start Supplied material

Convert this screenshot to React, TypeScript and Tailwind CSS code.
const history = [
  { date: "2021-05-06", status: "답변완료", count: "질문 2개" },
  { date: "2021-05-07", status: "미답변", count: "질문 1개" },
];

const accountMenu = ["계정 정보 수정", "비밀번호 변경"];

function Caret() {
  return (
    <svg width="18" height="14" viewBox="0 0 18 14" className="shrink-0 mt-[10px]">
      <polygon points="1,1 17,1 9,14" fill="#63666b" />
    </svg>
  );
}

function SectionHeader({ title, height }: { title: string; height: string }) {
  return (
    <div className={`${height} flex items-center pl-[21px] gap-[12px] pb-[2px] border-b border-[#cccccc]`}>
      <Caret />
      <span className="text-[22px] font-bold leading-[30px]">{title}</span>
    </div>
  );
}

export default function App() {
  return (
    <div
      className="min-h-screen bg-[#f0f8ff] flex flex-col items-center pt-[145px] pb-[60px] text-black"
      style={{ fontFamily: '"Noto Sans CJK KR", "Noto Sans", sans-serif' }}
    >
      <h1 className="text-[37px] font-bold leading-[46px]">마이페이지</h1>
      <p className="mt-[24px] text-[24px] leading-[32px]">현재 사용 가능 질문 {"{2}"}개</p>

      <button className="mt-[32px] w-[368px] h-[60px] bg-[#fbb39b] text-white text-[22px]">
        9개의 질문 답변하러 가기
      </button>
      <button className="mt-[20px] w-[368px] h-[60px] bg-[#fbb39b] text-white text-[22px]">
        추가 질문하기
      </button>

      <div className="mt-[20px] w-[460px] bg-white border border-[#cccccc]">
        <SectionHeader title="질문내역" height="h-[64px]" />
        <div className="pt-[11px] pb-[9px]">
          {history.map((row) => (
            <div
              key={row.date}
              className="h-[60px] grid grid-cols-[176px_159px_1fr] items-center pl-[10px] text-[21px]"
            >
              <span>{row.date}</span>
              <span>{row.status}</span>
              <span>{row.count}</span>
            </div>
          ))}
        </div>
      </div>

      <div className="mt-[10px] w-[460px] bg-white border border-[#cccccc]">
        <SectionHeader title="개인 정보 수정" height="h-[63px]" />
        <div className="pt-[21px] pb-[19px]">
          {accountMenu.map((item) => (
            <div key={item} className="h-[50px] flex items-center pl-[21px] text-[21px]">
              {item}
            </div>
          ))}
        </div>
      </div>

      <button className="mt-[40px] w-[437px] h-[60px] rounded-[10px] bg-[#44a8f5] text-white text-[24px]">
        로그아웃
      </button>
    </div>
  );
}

end Supplied material
start Supplied material

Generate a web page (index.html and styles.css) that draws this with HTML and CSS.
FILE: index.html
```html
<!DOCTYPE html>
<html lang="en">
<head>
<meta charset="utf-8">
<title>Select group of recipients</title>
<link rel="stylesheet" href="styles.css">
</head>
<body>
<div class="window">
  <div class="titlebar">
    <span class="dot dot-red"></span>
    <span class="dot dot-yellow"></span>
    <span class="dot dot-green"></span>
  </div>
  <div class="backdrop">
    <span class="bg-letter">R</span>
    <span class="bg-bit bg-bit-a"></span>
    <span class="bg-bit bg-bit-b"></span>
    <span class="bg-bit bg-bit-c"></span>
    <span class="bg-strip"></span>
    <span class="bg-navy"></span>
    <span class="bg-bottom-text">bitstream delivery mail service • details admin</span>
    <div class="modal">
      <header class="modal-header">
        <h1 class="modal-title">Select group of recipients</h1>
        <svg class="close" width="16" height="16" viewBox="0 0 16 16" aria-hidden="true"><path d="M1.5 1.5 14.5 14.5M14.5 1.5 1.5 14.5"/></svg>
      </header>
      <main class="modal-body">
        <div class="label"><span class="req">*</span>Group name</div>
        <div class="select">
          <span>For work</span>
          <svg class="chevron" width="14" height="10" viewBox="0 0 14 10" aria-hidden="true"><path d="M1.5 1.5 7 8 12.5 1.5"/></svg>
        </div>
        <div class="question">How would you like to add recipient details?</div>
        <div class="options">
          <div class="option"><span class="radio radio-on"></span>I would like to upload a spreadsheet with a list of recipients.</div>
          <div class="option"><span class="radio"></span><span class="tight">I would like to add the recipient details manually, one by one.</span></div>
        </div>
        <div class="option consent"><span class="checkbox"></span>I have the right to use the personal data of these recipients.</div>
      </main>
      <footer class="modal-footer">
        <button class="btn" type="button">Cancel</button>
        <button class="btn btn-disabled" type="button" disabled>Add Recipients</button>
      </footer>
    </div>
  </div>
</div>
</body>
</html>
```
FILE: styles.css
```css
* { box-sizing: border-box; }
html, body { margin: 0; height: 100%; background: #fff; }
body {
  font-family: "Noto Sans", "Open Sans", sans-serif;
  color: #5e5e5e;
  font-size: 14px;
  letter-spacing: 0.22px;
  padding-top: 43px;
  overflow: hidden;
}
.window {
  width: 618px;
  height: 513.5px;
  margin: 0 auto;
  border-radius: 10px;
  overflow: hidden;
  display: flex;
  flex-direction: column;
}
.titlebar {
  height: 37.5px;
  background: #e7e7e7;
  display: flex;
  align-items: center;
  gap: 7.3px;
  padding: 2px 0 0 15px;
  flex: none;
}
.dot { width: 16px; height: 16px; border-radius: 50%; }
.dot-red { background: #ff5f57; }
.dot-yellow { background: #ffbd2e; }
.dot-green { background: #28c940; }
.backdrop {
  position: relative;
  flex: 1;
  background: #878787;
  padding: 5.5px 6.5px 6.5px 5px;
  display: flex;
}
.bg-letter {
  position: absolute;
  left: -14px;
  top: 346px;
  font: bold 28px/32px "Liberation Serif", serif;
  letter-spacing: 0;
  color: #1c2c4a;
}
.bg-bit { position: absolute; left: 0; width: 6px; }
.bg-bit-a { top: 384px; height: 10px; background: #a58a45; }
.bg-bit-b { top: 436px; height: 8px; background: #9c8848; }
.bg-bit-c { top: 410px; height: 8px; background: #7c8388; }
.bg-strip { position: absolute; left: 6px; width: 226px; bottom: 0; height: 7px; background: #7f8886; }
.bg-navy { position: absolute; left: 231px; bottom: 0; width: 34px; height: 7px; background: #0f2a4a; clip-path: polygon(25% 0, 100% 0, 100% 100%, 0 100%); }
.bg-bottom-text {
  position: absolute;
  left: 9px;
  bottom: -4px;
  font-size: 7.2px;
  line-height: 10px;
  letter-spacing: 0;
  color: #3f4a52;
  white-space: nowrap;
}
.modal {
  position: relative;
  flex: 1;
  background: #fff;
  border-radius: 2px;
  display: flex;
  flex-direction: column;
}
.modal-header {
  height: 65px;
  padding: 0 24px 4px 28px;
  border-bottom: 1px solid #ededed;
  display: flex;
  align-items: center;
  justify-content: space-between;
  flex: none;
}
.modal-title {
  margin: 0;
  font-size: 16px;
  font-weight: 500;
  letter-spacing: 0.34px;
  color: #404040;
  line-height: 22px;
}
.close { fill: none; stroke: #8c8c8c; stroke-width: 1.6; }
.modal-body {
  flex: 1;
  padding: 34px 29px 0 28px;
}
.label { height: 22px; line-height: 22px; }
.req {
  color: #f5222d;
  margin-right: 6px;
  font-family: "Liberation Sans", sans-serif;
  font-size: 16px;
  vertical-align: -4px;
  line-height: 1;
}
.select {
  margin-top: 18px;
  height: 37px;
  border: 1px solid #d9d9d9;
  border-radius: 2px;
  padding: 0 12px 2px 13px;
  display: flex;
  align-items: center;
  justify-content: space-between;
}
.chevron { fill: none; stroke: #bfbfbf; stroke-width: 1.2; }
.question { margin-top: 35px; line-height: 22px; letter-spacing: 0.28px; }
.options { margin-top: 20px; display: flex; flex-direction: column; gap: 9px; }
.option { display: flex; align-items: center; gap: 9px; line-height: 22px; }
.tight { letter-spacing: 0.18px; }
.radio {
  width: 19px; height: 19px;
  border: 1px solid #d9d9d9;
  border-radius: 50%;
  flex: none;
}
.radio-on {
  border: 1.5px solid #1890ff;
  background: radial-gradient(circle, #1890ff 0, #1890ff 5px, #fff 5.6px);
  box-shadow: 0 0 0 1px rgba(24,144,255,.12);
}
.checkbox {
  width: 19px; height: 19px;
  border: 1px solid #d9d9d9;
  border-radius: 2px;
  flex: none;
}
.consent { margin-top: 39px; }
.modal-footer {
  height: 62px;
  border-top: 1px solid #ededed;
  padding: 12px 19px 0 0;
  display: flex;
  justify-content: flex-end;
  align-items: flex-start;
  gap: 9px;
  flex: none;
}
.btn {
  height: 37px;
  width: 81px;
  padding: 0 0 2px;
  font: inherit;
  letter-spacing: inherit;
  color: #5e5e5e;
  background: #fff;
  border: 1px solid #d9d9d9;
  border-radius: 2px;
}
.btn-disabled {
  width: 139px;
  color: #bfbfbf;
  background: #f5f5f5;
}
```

end Supplied material

Check each line above for the word "with", and copy the lines where it appears.

Generate a web page (index.html and styles.css) that draws this with HTML and CSS.
          <div class="option"><span class="radio radio-on"></span>I would like to upload a spreadsheet with a list of recipients.</div>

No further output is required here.